CONCLUSÃO.
Não há dúvidas de que o sistema brasileiro de unicidade sindical, caracterizado, em linhas gerais, pela possibilidade de dissociação ou desmembramento de entidades e pela inexistência de requisitos substantivos de representatividade, viabiliza a constituição de sindicatos voltados para finalidades estranhas à efetiva defesa dos interesses das categorias profissionais.
Paralelamente a isto, o postulado da liberdade sindical consagrado no art. 8º, caput, da Constituição Federal, abrange em seu escopo finalístico a necessidade de se assegurar aos trabalhadores a livre criação de entidades sindicais voltadas para a obtenção do equilíbrio de forças com a classe patronal.

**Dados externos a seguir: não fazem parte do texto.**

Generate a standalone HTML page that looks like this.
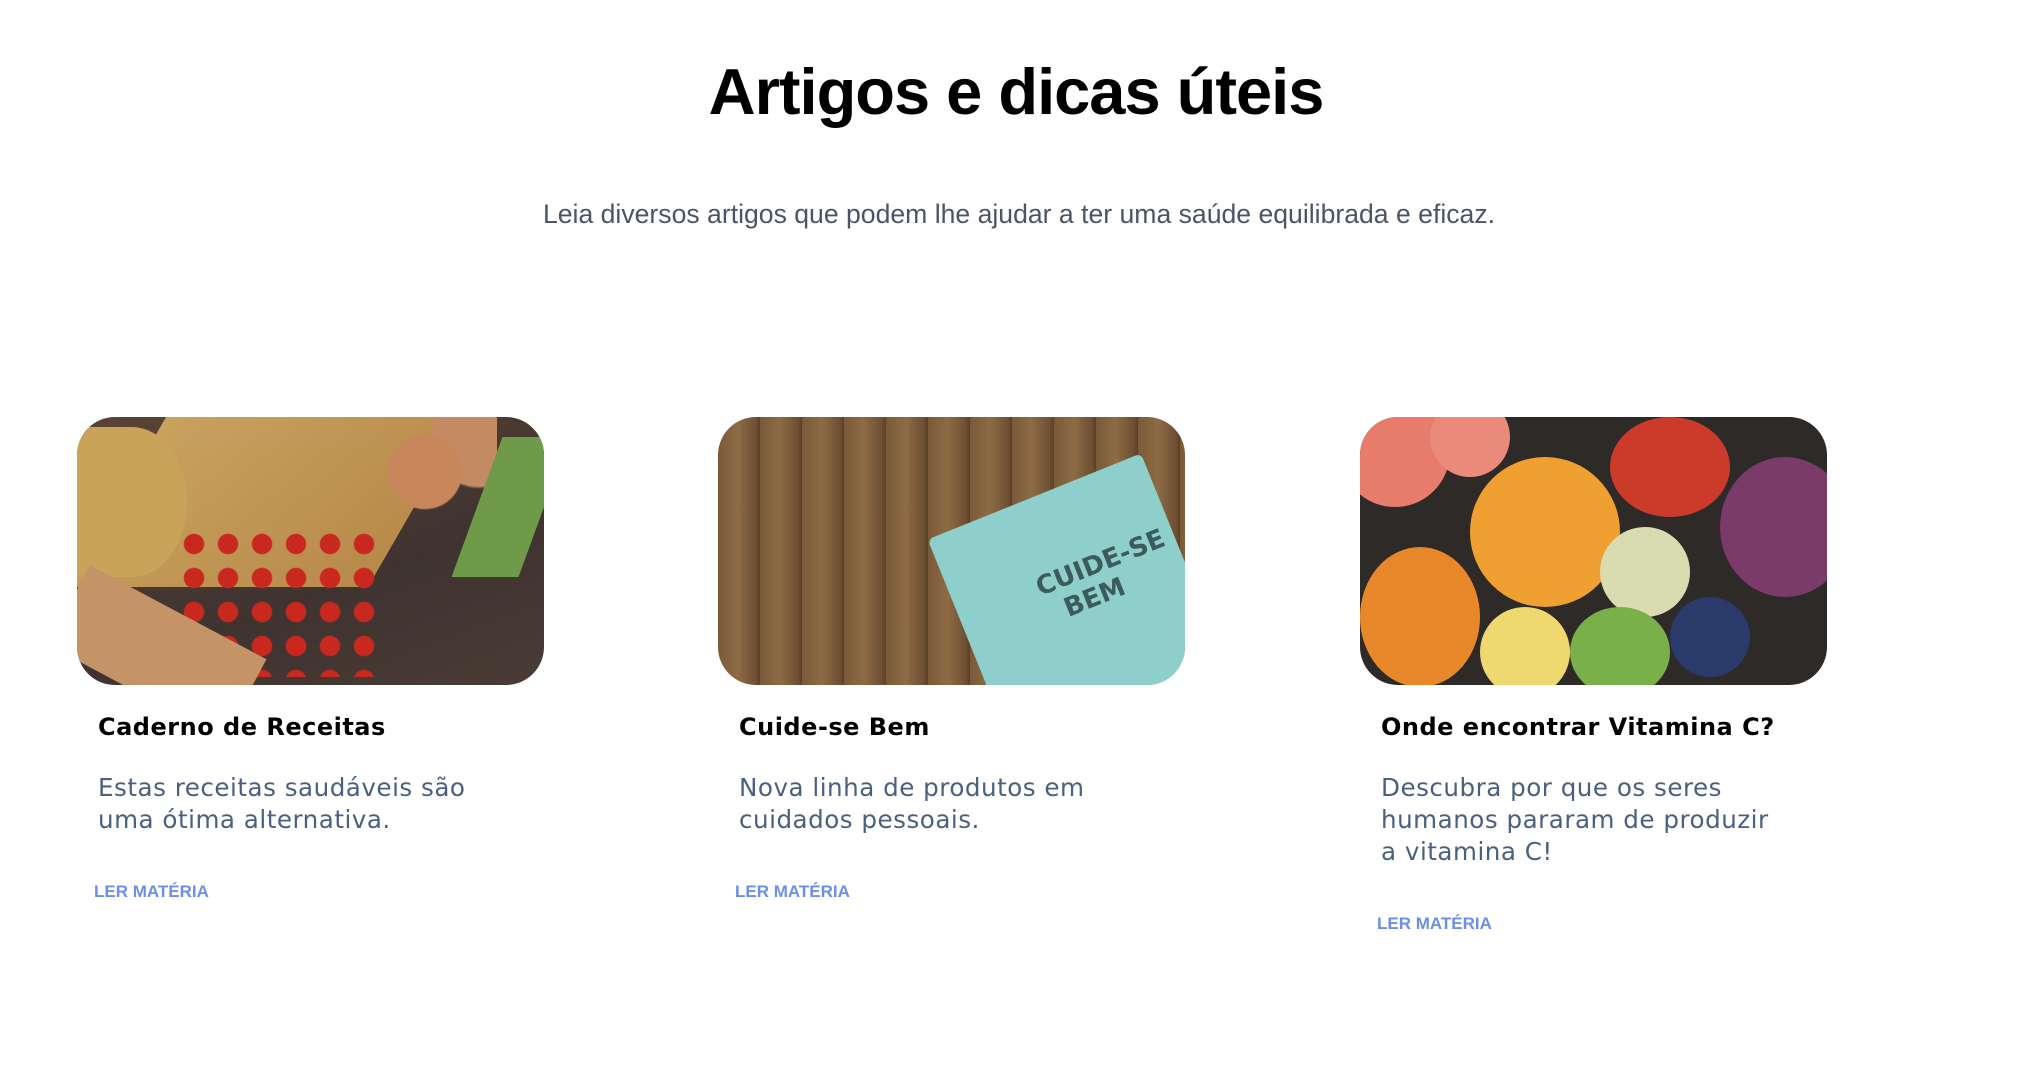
<!DOCTYPE html>
<html><head><meta charset="utf-8"><style>
*{margin:0;padding:0;box-sizing:border-box}
body{width:2038px;height:1084px;background:#fff;position:relative;overflow:hidden;font-family:"DejaVu Sans",sans-serif}
h1{position:absolute;top:54px;left:0;width:2032px;text-align:center;font:bold 65px "Liberation Sans",sans-serif;color:#000;letter-spacing:-1px}
.sub{position:absolute;top:199px;left:0;width:2038px;text-align:center;font:26.6px "Liberation Sans",sans-serif;color:#4a5568}
.card{position:absolute;top:417px;width:470px}
.img{width:467px;height:268px;border-radius:38px;overflow:hidden;position:relative}
.t{margin:28px 0 0 21px;font-weight:bold;font-size:24px;color:#000;letter-spacing:.5px}
.d{margin:31px 0 0 21px;font-size:24.6px;line-height:32px;color:#4a6080;letter-spacing:.5px}
.l{margin:46px 0 0 17px;font:bold 17px "Liberation Sans",sans-serif;color:#6b8fe3}
</style></head><body>
<h1>Artigos e dicas úteis</h1>
<div class="sub">Leia diversos artigos que podem lhe ajudar a ter uma saúde equilibrada e eficaz.</div>

<div class="card" style="left:77px">
<div class="img" style="background:linear-gradient(160deg,#5a4436,#3f3330 60%,#4a3b34)">
<div style="position:absolute;left:40px;top:0;width:300px;height:170px;background:linear-gradient(120deg,#c9a25e,#b8894a);transform:skewX(-30deg)"></div>
<div style="position:absolute;left:0;top:10px;width:110px;height:150px;background:#caa35a;border-radius:0 50% 50% 0"></div>
<div style="position:absolute;left:300px;top:0;width:120px;height:110px;background:radial-gradient(circle at 40% 50%,#c7875a 40%,transparent 42%),radial-gradient(circle at 85% 20%,#c48a64 35%,transparent 37%)"></div>
<div style="position:absolute;left:400px;top:20px;width:67px;height:140px;background:#6e9a4a;transform:skewX(-20deg)"></div>
<div style="position:absolute;left:100px;top:110px;width:200px;height:150px;background:radial-gradient(circle,#c8281e 40%,transparent 45%) 0 0/34px 34px"></div>
<div style="position:absolute;left:-20px;top:190px;width:200px;height:90px;background:#c49368;transform:rotate(28deg)"></div>
</div>
<div class="t">Caderno de Receitas</div>
<div class="d">Estas receitas saudáveis são<br>uma ótima alternativa.</div>
<div class="l">LER MATÉRIA</div>
</div>

<div class="card" style="left:718px">
<div class="img" style="background:repeating-linear-gradient(90deg,#7a5a38 0,#8e6b45 20px,#6d4f32 38px,#5a3f27 42px)">
<div style="position:absolute;left:250px;top:70px;width:230px;height:260px;background:#8fcfcb;transform:rotate(-22deg);border-radius:6px"></div>
<div style="position:absolute;left:320px;top:130px;font:bold 26px 'DejaVu Sans',sans-serif;color:#3d5b5d;transform:rotate(-22deg)">CUIDE-SE<br>&nbsp;&nbsp;BEM</div>
</div>
<div class="t">Cuide-se Bem</div>
<div class="d">Nova linha de produtos em<br>cuidados pessoais.</div>
<div class="l">LER MATÉRIA</div>
</div>

<div class="card" style="left:1360px">
<div class="img" style="background:#2e2a28">
<div style="position:absolute;left:-20px;top:-20px;width:110px;height:110px;border-radius:50%;background:#e87c6c"></div>
<div style="position:absolute;left:70px;top:-20px;width:80px;height:80px;border-radius:50%;background:#e98a7a"></div>
<div style="position:absolute;left:110px;top:40px;width:150px;height:150px;border-radius:50%;background:#f0a030"></div>
<div style="position:absolute;left:250px;top:0;width:120px;height:100px;border-radius:50%;background:#cc3a2a"></div>
<div style="position:absolute;left:360px;top:40px;width:130px;height:140px;border-radius:50%;background:#7a3a6a"></div>
<div style="position:absolute;left:0;top:130px;width:120px;height:140px;border-radius:50%;background:#e8882a"></div>
<div style="position:absolute;left:240px;top:110px;width:90px;height:90px;border-radius:50%;background:#d8dcb0"></div>
<div style="position:absolute;left:210px;top:190px;width:100px;height:90px;border-radius:50%;background:#7ab04a"></div>
<div style="position:absolute;left:120px;top:190px;width:90px;height:90px;border-radius:50%;background:#f0d870"></div>
<div style="position:absolute;left:310px;top:180px;width:80px;height:80px;border-radius:50%;background:#2a3a6a"></div>
</div>
<div class="t">Onde encontrar Vitamina C?</div>
<div class="d">Descubra por que os seres<br>humanos pararam de produzir<br>a vitamina C!</div>
<div class="l">LER MATÉRIA</div>
</div>
</body></html>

E para que isto ocorra, é imprescindível que as entidades obreiras sejam formal e substancialmente aptas a exercer a efetiva representatividade de suas respectivas categoria, sob pena de frustração do desígnio ínsito ao referido princípio.
Disso decorre a necessidade de que o ordenamento jurídico consagre mecanismos aptos a controlar a profusão de entidades inaptas para o exercício da efetiva defesa dos interesses de suas categorias e que os operadores do direito possam, por intermédio da aplicação casuística de tais instrumentos, invalidar ou chancelar a criação de tais sindicatos.
É justamente nesse sentido que a aplicação do art. 187 do Código Civil e de sua noção de "abuso de direito" às situações concretas de dissociação e desmembramento apresenta-se como solução juridicamente válida para enfrentar o problema da falta de representatividade dos entes criados por intermédio desse processo e da desvirtuação das finalidades que subjazem à faculdade de constituir sindicatos.
Mais precisamente, a aplicação em concreto do art. 187 do Código Civil às situações de dissociação ou desmembramento de base territorial e de categoria mais específica permitirá avaliar se a entidade tem condições substanciais de defender os interesses coletivos de seus respectivos grupos profissionais. Em caso negativo, a constituição do novo ente configurará "ato ilícito" e, portanto, inválido, a teor da própria dicção do dispositivo em apreço.
Tem-se, portanto, que a efetiva aplicação do art. 187 do Código Civil às situações de abuso do direito à constituição de entidades sindicais acabará, ao fim e ao cabo, por concretizar o postulado constitucional da liberdade sindical e dos fins a ela subjacentes nos casos concretos de dissociação e desmembramento. Eis, portanto, a contribuição do referido dispositivo civilista e da teoria que o fundamenta para a efetiva representatividade sindical.
REFERÊNCIAS BIBLIOGRÁFICAS.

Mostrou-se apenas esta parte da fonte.